Los
melancólicos acordes de Paul Simon son
la introducción perfecta para el estado anímico que acompañará al espectador
durante los próximos minutos. El tema –compuesto especialmente para la ocasión−
se aleja de cualquier impulso bailable del tipo You can call me Al;
retrotrayéndose, si acaso, a los momentos más lúgubres de Simon y Garfunkel. Más afín a los versos “Hello darkness, my old friend” pero amplificados por un estado de catatonia depresiva, que sólo permite emitir
un tenue tarareo y otros lamentos de desgarro.
La imagen que
acompaña a la música es un plano que se cierra sobre el cartel del bar.
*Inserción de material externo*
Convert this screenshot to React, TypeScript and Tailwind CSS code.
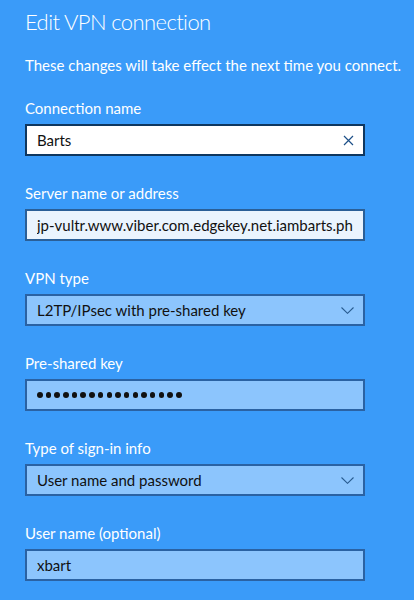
import React from "react";

type FieldProps = {
  label: string;
  variant: "focus" | "light" | "filled";
  children: React.ReactNode;
  icon?: "clear" | "chevron";
};

const boxStyles = {
  focus: "bg-white border-[#0f375f]",
  light: "bg-[#eaf4fe] border-[#2a5f97]",
  filled: "bg-[#8cc5fd] border-[#2a62a3]",
};

function ClearIcon() {
  return (
    <svg width="11" height="11" viewBox="0 0 11 11" className="shrink-0">
      <path d="M1 1 L10 10 M10 1 L1 10" stroke="#1d5088" strokeWidth="1.2" fill="none" />
    </svg>
  );
}

function Chevron() {
  return (
    <svg width="13" height="7" viewBox="0 0 13 7" className="shrink-0">
      <path d="M0.5 0.5 L6.5 6.3 L12.5 0.5" stroke="#285b8f" strokeWidth="1.1" fill="none" />
    </svg>
  );
}

function Field({ label, variant, children, icon }: FieldProps) {
  return (
    <div className="flex flex-col">
      <div className="text-[15px] leading-[20px] text-white">{label}</div>
      <div
        className={`mt-[6px] flex h-[32px] w-[340px] items-center border-2 pl-[10px] pr-[9px] text-[15px] text-[#111] ${boxStyles[variant]}`}
      >
        <div className="flex-1 overflow-hidden whitespace-nowrap">{children}</div>
        {icon === "clear" && <ClearIcon />}
        {icon === "chevron" && <Chevron />}
      </div>
    </div>
  );
}

export default function App() {
  return (
    <div
      className="min-h-[600px] w-[414px] bg-[#3a9bf9] pl-[25px] pt-[6px]"
      style={{ fontFamily: '"Segoe UI", Lato, sans-serif' }}
    >
      <h1 className="text-[22px] font-light leading-[32px] tracking-[-0.6px] text-white">
        Edit VPN connection
      </h1>
      <p className="mt-[17px] whitespace-nowrap text-[15px] leading-[20px] text-white">
        These changes will take effect the next time you connect.
      </p>
      <div className="mt-[23px] flex flex-col gap-[27px]">
        <Field label="Connection name" variant="focus" icon="clear">
          Barts
        </Field>
        <Field label="Server name or address" variant="light">
          jp-vultr.www.viber.com.edgekey.net.iambarts.ph
        </Field>
        <Field label="VPN type" variant="filled" icon="chevron">
          L2TP/IPsec with pre-shared key
        </Field>
        <Field label="Pre-shared key" variant="filled">
          <div className="flex gap-[3.2px]">
            {Array.from({ length: 17 }).map((_, i) => (
              <span key={i} className="h-[5.5px] w-[5.5px] rounded-full bg-[#111]" />
            ))}
          </div>
        </Field>
        <Field label="Type of sign-in info" variant="filled" icon="chevron">
          User name and password
        </Field>
        <Field label="User name (optional)" variant="filled">
          xbart
        </Field>
      </div>
    </div>
  );
}
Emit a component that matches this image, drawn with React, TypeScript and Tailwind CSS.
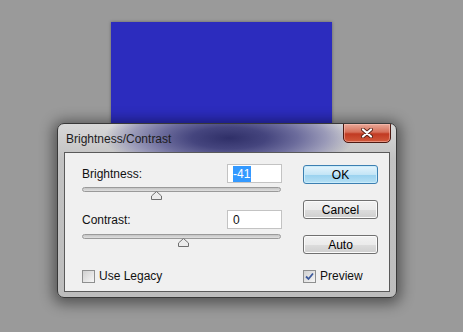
import React from 'react';

const SliderThumb = ({ left }: { left: number }) => (
  <svg
    className="absolute top-[3px]"
    style={{ left: left - 5.5 }}
    width="11"
    height="9"
    viewBox="0 0 11 9"
  >
    <path d="M5.5 0.5 L10.5 5 L10.5 8.5 L0.5 8.5 L0.5 5 Z" fill="#ececec" stroke="#6f6f6f" strokeWidth="1" />
  </svg>
);

const Slider = ({ thumb }: { thumb: number }) => (
  <div className="relative h-[5px] w-[199px] rounded-full border border-[#9a9a9a] bg-[linear-gradient(#c4c4c4,#e0e0e0)]">
    <SliderThumb left={thumb} />
  </div>
);

const Field = ({ children }: { children: React.ReactNode }) => (
  <div className="flex h-[19px] w-[55px] items-center border border-[#c3c3c3] bg-white pl-[5px] text-[12px]">
    {children}
  </div>
);

const WinButton = ({ label, primary }: { label: string; primary?: boolean }) => (
  <div
    className={
      primary
        ? 'flex h-[19px] w-[75px] items-center justify-center rounded-[3px] border border-[#3c7fb1] bg-[linear-gradient(#e5f4fc_0%,#c4e5f6_50%,#98d1ef_51%,#b7e0f4_100%)] text-[12px] text-black shadow-[inset_0_0_0_1px_#c9ecfb]'
        : 'flex h-[19px] w-[75px] items-center justify-center rounded-[3px] border border-[#707070] bg-[linear-gradient(#f2f2f2_0%,#ebebeb_50%,#dddddd_51%,#cfcfcf_100%)] text-[12px] text-black shadow-[inset_0_0_0_1px_#fbfbfb]'
    }
  >
    {label}
  </div>
);

const CheckBox = ({ checked }: { checked?: boolean }) => (
  <div className="flex h-[13px] w-[13px] items-center justify-center border border-[#8e8f8f] bg-[linear-gradient(135deg,#d0d0d0,#f6f6f6)]">
    {checked && (
      <svg width="9" height="9" viewBox="0 0 9 9">
        <path d="M1 4.5 L3.5 7 L8 1.5" fill="none" stroke="#3d5a9c" strokeWidth="1.8" />
      </svg>
    )}
  </div>
);

export default function App() {
  return (
    <div
      className="relative h-[332px] w-[463px] overflow-hidden bg-[#9a9a9a] text-[#111]"
      style={{ fontFamily: '"Liberation Sans", Arial, sans-serif' }}
    >
      {/* Document canvas */}
      <div className="pl-[111px] pt-[22px]">
        <div className="h-[240px] w-[221px] bg-[#2c2cbe] shadow-[0_0_3px_rgba(0,0,0,0.35)]" />
      </div>

      {/* Dialog window */}
      <div className="absolute left-[57px] top-[123px] flex h-[175px] w-[340px] flex-col overflow-hidden rounded-[7px] border border-[#383838] bg-[linear-gradient(#d8d8d8,#c2c2c2_20%,#bdbdbd)] px-[6px] pb-[5px] shadow-[0_2px_14px_4px_rgba(0,0,0,0.45)]">
        {/* Title bar */}
        <div className="relative flex h-[28px] shrink-0 items-center pl-[2px] pt-[2px]">
          <div className="absolute left-[40px] top-[-22px] h-[72px] w-[250px] bg-[radial-gradient(closest-side,#2f2f68_0%,#45457e_30%,#6c6c9c_55%,#9a9ab8_78%,rgba(190,190,205,0)_100%)]" />
          <span className="relative text-[12px] text-[#1c1c1c]">Brightness/Contrast</span>
          <div className="absolute right-[-1px] top-[-1px] flex h-[20px] w-[48px] items-center justify-center rounded-b-[5px] border border-[#4d1a12] bg-[linear-gradient(#e9a999_0%,#d6705a_45%,#c13a22_55%,#d25a3c_100%)] shadow-[inset_0_0_0_1px_rgba(255,200,190,0.5)]">
            <svg width="12" height="10" viewBox="0 0 12 10">
              <path d="M2 1.5 L10 8.5 M10 1.5 L2 8.5" stroke="#5a2418" strokeWidth="4" strokeLinecap="round" />
              <path d="M2 1.5 L10 8.5 M10 1.5 L2 8.5" stroke="#ffffff" strokeWidth="2.2" strokeLinecap="round" />
            </svg>
          </div>
        </div>

        {/* Client area */}
        <div className="relative flex flex-1 flex-col border border-[#5a5a5a] bg-[#f0f0f0] pl-[17px] pt-[11px]">
          <div className="flex gap-[21px]">
            <div className="flex w-[200px] flex-col">
              <div className="flex items-center justify-between">
                <span className="text-[12px]">Brightness:</span>
                <Field>
                  <span className="bg-[#3399ff] pr-[1px] leading-[16px] text-white">-41</span>
                </Field>
              </div>
              <div className="mt-[4px]">
                <Slider thumb={73} />
              </div>
              <div className="mt-[18px] flex items-center justify-between">
                <span className="text-[12px]">Contrast:</span>
                <Field>
                  <span>0</span>
                </Field>
              </div>
              <div className="mt-[5px]">
                <Slider thumb={100} />
              </div>
            </div>
            <div className="mt-px flex w-[75px] flex-col gap-[16px]">
              <WinButton label="OK" primary />
              <WinButton label="Cancel" />
              <WinButton label="Auto" />
            </div>
          </div>

          <div className="mt-[13px] flex items-center">
            <div className="flex w-[221px] items-center gap-[4px]">
              <CheckBox />
              <span className="text-[12px]">Use Legacy</span>
            </div>
            <div className="flex items-center gap-[4px]">
              <CheckBox checked />
              <span className="text-[12px]">Preview</span>
            </div>
          </div>
        </div>
      </div>
    </div>
  );
}
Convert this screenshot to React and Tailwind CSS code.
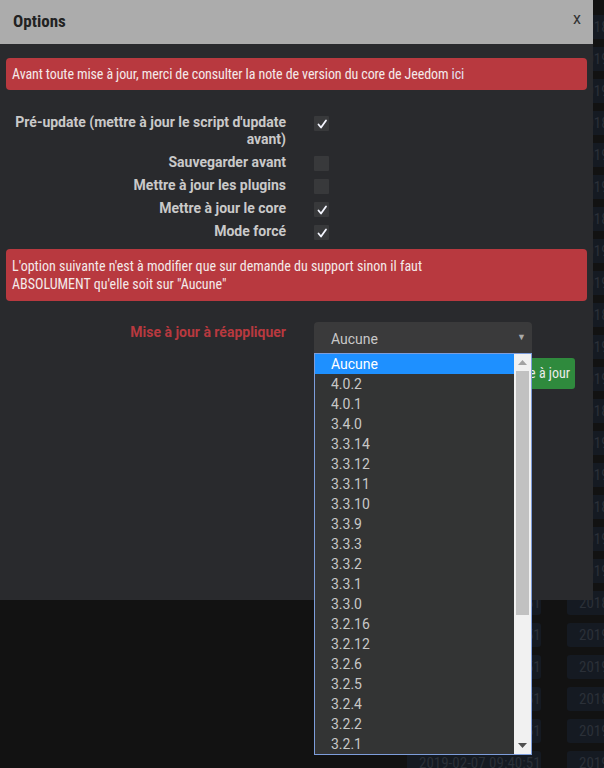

Un
clásico letrero de madera con dos tréboles (que no se permiten el lujo de ser
de cuatro hojas) y el retrato pintado de los primeros dueños, que viene a ser
una versión refinada de Louie CK y Steve Buscemi. Éstos aparecen apoyados,
mejilla con mejilla, sobre el número 1916 que marca la apertura del local donde
se centrará la trama. La entrada, por tanto, no podría ser más sencilla sin
perder por ello un ápice de efectividad.
Series y
bares producen una asociación inmediata con Cheers,
pero en este local el único parecido razonable lo encontramos rebuscando en su
banda sonora, aquel mítico “where everybody knows your name” (donde todo el
mundo conoce tu nombre). En Horace & Pete también se cumple y todos
los clientes se conocen pero no de un modo festivo u ocioso, sino como
consecuencia de una dependencia mayor. Son alcohólicos, forzados a convivir
desde primera hora de la mañana.
Cada uno
tiene asignado un rincón en la barra desde la que le sirven alcohol sin hacer
preguntas. El dueño emérito (un anciano que no se muerde la lengua) no se cansa
de repetir las normas de la casa: “nada
de mezclas; sólo cerveza, whisky, ginebra o vodka.” Lo tomas o lo dejas. Los
cien años de apertura sustentan la dinámica, inalterable, pese a las peticiones
de algunos hipsters y otros clientes
temporales, que llegan al bar por azar y deciden quedarse a modo de experimento
provocando la anécdota.
Mientras Tío
Pete lucha por mantener su bar al margen del tiempo, sus sobrinos, Horace y
Pete (nombres que perpetúan la saga familiar), se enfrentan al dilema de ser
fieles a un legado anacrónico que no reporta dinero o vender, quedando sus
vidas a la deriva. Pues ambos están en esa edad donde sienten que es demasiado
tarde para empezar de cero. El conflicto se acentuará con la hermana de Horace,
Sylvia, que afectada de cáncer, necesitará el dinero de la venta del bar para
cubrir sus gastos médicos. Una muestra de la realidad americana donde los
miedos lógicos de padecer una enfermedad mortal, se ven acentuados por otros de
índole práctica: poder pagar el tratamiento.
Las
relaciones familiares se entremezclarán con los distintos personajes que van
apareciendo por el local, dando pie al punto álgido de la serie: las
conversaciones. Comentarios mordaces e irónicos que, como es característico en
Louie CK, permiten profundizar más allá de la superficie. Las palabras tienen
tanto peso, que el tercer capítulo se compone únicamente de un diálogo entre
Horace y su ex mujer, donde ésta lleva toda la responsabilidad. Una escena
sencilla con ambos personajes sentados a la mesa del bar, sin que ningún cambio
altere el momento, más allá del discurso que está teniendo lugar.
La actriz que
asume este reto es Laurie Metcalf,
conocida popularmente por interpretar a la madre de Sheldon Cooper en The Big
Bang Theory. Metcalf protagonizó un momento único en la televisión a través
de este monólogo, que atrapa y permite vivir −sin necesidad de flashes u otros
recursos cinematográficos− todo lo acontecido; sin mermar por ello la carga
emocional de la experiencia. La actuación es tan buena que no requiere de más
artificio, ni siquiera de la réplica de Louie, que le concede todo el
protagonismo. Un regalo para cualquier actriz. No es de extrañar que esta
participación le valiese una nominación a los premios Emmy.